Back in the 1960s, Martin Luther King and Malcolm X were widely regarded as the two most influential activists who pressed for the rights of African Americans in the United States. At the time, black Americans in the southern states suffered racial segregation en bloc and had their voting rights denied by state laws.

The Rev. Martin Luther King Jr., left, of the Southern Christian Leadership Conference, and fellow civil rights leader Malcolm X, heading a new group known as Muslim Mosque, smile for photographers in 1964. Photo: AP
The Rev. Martin Luther King Jr., left, of the Southern Christian Leadership Conference, and fellow civil rights leader Malcolm X, heading a new group known as Muslim Mosque, smile for photographers in 1964. Photo: AP
Both King and Malcolm X were born in the south. Both worked as religious ministers: King for the Christian faith, Malcolm X for the Muslim belief.

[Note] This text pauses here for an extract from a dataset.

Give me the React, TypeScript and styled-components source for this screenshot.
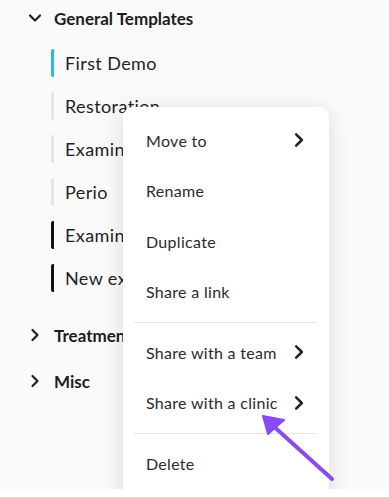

Both were outstanding orators. Both devoted the best part of their lives to fight for the lost rights of black Americans. Both were assassinated when they turned 39 - Malcolm X in 1965, King in 1968.

The similarity stopped there. Malcolm X grew up in the ghettos and had no parental care after he became a teenager. He was known to be a brilliant student at school but never had the chance to complete any formal education. He replaced his family name "Little" with the word "X", which symbolised the African name he never knew.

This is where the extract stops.